◆ **Given data**:

____________________

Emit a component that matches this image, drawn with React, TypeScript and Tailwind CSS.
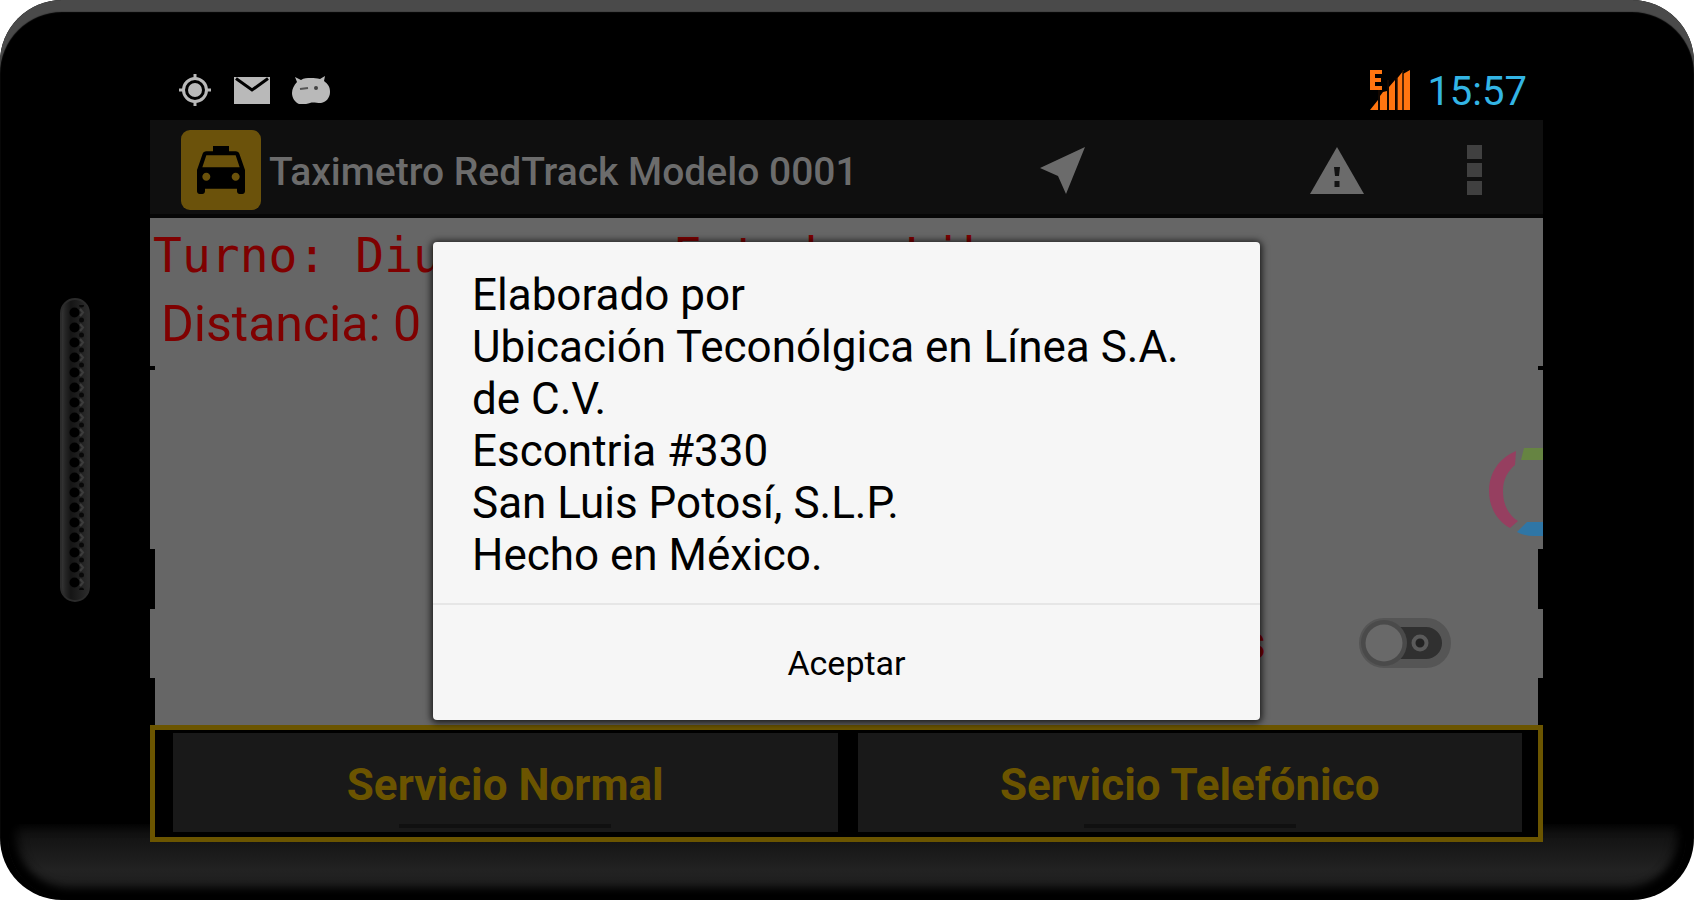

____________________

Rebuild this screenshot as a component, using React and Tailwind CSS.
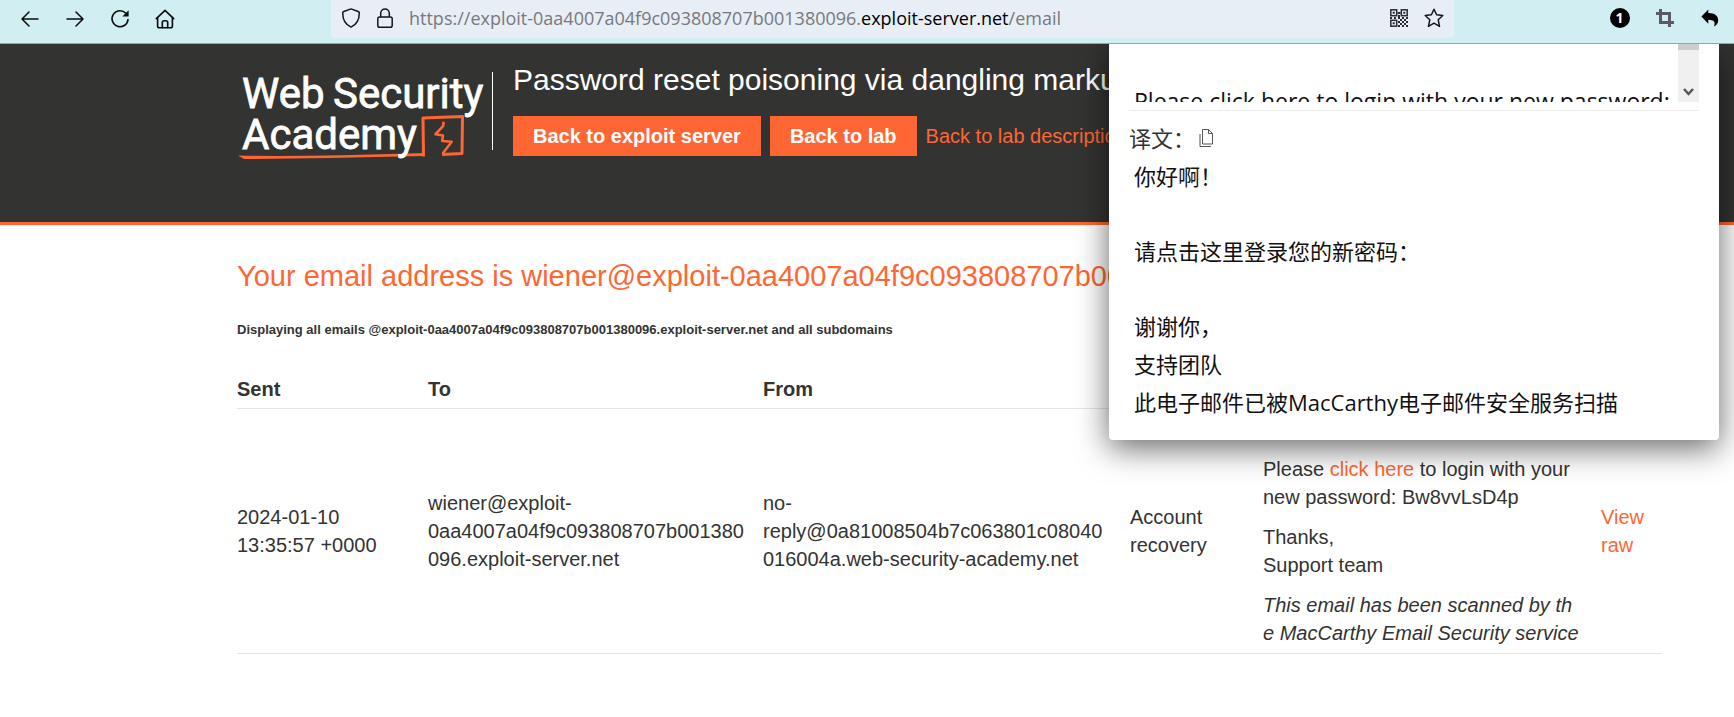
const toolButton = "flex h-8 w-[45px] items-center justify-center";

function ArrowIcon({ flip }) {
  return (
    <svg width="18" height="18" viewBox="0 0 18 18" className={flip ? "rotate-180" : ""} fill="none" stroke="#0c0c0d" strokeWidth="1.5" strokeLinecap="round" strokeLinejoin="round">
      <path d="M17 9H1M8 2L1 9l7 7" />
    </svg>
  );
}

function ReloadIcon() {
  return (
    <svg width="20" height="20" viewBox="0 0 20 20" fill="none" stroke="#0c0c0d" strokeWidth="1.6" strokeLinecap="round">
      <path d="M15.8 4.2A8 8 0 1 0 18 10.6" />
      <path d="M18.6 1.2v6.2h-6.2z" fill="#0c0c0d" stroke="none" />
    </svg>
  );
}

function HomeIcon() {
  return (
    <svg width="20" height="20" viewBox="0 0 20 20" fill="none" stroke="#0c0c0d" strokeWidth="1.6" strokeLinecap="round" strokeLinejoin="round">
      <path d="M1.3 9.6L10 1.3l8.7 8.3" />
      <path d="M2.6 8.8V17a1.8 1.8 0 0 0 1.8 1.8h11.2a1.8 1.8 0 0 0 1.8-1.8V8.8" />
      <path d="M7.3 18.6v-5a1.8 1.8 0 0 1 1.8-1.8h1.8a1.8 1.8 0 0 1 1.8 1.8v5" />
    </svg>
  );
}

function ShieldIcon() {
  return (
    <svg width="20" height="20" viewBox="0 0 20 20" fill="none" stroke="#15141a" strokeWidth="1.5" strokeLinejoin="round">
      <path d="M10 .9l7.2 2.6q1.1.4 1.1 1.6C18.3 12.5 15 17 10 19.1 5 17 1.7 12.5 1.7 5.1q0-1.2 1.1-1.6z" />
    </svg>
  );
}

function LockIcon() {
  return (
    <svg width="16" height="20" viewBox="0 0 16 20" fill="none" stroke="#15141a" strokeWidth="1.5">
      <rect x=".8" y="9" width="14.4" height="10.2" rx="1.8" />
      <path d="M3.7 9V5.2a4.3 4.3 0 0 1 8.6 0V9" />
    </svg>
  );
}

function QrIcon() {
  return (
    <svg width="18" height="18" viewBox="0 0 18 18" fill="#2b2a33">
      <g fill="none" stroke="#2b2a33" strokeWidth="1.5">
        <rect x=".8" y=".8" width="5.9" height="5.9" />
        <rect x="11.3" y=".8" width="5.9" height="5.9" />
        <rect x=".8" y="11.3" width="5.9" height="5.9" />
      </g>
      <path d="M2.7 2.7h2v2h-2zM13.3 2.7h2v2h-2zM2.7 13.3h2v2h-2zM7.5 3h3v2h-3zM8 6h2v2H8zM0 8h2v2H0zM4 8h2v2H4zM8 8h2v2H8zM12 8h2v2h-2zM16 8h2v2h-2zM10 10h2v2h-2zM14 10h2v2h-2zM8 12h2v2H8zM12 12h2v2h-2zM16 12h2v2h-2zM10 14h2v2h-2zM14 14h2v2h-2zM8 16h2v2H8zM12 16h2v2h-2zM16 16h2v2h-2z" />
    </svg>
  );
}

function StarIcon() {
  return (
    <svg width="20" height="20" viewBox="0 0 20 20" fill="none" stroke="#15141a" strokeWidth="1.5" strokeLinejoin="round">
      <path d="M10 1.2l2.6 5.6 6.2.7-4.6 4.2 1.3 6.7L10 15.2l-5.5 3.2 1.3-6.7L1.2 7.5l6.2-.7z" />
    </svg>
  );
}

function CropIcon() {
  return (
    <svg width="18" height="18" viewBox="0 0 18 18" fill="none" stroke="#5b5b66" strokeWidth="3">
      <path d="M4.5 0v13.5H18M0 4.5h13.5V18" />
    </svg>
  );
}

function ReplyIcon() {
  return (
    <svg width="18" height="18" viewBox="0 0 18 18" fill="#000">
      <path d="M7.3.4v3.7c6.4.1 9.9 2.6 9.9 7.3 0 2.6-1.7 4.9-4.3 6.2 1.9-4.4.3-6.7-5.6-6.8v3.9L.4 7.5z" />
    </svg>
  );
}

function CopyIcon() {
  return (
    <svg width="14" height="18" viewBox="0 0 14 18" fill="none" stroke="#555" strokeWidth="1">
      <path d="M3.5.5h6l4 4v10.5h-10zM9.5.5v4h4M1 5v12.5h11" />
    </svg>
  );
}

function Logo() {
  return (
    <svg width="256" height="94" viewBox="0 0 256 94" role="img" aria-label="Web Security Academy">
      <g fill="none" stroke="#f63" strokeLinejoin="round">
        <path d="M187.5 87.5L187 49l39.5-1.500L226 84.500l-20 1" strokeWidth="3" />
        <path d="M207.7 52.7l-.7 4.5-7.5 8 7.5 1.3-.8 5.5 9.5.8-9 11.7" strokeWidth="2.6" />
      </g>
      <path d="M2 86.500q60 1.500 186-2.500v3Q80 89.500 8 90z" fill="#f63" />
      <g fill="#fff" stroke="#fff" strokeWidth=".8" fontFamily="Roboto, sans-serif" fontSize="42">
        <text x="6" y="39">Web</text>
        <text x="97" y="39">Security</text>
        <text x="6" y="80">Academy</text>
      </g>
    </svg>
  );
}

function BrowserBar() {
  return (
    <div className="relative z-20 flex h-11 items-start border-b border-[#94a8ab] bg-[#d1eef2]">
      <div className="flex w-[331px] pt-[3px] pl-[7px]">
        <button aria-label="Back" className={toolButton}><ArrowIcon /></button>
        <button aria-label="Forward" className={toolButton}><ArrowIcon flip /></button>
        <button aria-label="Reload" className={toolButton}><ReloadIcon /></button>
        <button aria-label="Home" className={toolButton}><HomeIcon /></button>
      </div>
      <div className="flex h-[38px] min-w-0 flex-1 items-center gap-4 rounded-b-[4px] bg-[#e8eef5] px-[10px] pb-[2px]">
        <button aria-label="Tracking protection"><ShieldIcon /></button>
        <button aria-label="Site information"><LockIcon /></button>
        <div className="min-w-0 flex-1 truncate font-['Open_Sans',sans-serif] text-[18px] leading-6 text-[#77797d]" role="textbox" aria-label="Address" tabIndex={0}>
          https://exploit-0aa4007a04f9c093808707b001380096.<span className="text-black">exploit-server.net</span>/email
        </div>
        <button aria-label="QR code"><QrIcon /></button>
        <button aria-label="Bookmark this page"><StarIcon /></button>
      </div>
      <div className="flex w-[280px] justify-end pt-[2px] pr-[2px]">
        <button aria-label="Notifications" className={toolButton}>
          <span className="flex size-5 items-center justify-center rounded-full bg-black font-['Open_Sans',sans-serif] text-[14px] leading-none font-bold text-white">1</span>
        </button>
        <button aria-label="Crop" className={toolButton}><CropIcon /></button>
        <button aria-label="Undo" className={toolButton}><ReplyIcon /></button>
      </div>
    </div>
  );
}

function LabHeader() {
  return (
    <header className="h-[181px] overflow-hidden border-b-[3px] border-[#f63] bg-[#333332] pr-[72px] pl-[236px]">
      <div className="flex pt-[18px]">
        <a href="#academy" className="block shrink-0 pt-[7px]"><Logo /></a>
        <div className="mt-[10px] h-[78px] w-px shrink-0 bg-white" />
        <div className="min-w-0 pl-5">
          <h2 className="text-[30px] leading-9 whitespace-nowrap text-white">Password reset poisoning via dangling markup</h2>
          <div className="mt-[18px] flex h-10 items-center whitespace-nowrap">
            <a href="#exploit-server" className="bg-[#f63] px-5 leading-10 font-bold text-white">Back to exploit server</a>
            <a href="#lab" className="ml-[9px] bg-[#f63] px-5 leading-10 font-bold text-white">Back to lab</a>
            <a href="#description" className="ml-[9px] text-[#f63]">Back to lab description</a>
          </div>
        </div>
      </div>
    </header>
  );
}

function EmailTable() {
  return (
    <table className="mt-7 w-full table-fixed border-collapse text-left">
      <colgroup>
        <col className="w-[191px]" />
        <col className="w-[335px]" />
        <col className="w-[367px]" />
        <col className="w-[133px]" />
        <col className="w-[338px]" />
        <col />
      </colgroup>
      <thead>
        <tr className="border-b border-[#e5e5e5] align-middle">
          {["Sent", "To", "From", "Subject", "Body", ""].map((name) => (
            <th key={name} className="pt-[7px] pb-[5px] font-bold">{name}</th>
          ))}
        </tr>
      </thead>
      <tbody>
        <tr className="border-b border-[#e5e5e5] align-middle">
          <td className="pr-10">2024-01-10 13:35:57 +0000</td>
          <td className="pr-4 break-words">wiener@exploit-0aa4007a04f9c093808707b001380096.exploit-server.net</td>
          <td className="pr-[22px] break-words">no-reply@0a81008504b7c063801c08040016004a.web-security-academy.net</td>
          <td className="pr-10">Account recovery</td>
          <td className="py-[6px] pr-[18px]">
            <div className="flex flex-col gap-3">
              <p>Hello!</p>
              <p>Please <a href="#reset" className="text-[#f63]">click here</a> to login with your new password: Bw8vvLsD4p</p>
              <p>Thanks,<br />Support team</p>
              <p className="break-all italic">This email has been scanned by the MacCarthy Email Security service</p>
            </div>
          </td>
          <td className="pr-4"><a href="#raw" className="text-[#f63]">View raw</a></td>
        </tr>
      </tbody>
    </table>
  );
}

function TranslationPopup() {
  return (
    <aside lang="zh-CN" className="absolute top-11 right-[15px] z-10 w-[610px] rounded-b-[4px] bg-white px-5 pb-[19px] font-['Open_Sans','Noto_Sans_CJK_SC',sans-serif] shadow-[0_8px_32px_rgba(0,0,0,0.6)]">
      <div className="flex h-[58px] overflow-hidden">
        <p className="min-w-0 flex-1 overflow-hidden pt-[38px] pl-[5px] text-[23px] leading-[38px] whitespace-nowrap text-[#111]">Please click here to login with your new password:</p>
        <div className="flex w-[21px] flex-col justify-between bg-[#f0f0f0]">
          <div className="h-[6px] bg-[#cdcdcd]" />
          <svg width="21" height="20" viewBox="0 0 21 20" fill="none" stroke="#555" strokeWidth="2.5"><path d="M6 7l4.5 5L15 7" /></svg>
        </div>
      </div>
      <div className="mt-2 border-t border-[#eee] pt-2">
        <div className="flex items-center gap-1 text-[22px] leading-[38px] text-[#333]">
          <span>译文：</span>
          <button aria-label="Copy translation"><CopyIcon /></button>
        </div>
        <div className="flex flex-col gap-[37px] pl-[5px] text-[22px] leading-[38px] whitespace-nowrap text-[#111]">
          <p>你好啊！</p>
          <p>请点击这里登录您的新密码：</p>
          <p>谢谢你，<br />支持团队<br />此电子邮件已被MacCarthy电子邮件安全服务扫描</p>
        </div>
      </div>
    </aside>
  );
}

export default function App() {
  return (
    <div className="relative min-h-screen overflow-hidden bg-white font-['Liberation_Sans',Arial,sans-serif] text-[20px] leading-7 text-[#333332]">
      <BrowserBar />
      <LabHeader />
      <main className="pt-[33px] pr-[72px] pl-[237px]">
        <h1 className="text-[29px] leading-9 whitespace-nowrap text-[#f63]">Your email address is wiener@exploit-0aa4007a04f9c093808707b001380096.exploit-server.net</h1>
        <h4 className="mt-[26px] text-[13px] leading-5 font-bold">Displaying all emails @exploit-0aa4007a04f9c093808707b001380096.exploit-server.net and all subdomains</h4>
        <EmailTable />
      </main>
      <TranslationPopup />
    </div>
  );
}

____________________

◆ **Directions for this task**: Look above for the line with "Rebuild this screenshot"; quote it and every line after it, stopping after the line with "h-8 w-[45px] items-center", exactly, with nothing added and without pictures.

◆ **Written reply**:
Rebuild this screenshot as a component, using React and Tailwind CSS.
const toolButton = "flex h-8 w-[45px] items-center justify-center";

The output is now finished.